I'm starting [http://watch.ly](http://watch.ly) and even with a short name
like that I don't expect to get a lot of customers from online advertising and
the like. But the name is easy to remember which is important.

------
orev
Others have said that it is quite important, and it is, but picking the wrong
name (such as if that’s the only one available) can also be the kiss of death.
If the name just sounds dumb, people either won’t want to use it, or might use
it but won’t tell anyone, costing you word of mouth marketing.

------
joshfraser
If it's a mobile app, it doesn't matter nearly as much. Otherwise, try and get
the .com.

------
DoreenMichele
You need to know your audience. You need to think of ways it could go wrong.
This means researching if it sounds or looks like something offensive. Sexual,
political, racist, swear words, unpleasant associations, etc.

But there is plenty of marketing that hinges on there being an acceptable
_sexy_ interpretation of a name or catch phrase -- _hot and ready_ pizza,
_Easy Stripper_ paint removal product -- so it isn't even as simple as "Just
make sure it can't possibly be interpreted as sexual."
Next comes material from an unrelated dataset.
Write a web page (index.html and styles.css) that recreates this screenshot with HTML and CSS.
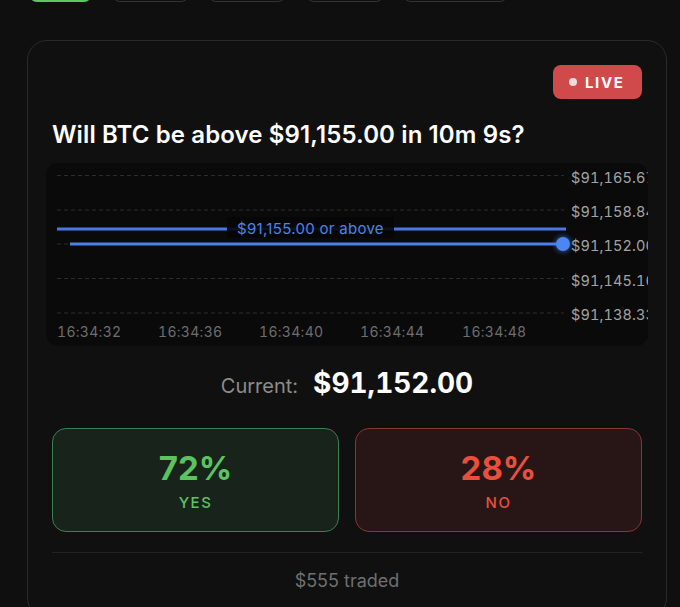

Different people approach this space differently. I like casually collecting
stories or examples of successes that _break the mold._ Questionable Content
has a .net name and as far as I know is the best monetized webcomic on the
planet, or was at one time. Hyperbole And A Half uses blogspot and has no TLD.
She just uses the blogspot url.

[https://questionablecontent.net/](https://questionablecontent.net/)

[http://hyperboleandahalf.blogspot.com/](http://hyperboleandahalf.blogspot.com/)

Aflac is not the actual name of the Fortune 500 insurance company best known
by that name. Their legal name is still American Family Life Assurance
Company. They originally incorporated as American Family Life Insurance
Company. Internal tales from when I worked there indicated that they lost the
original name in "a gentleman's coin toss" between two CEOs because there was
another company in another state with the same name and it had to be settled
somehow.

They had low name recognition for an industry that already lacks sizzle and
tends towards poor name recognition and thought about renaming it, but that
would require filing new papers in all fifty states and other places they do
business. They decided to go with the acronym.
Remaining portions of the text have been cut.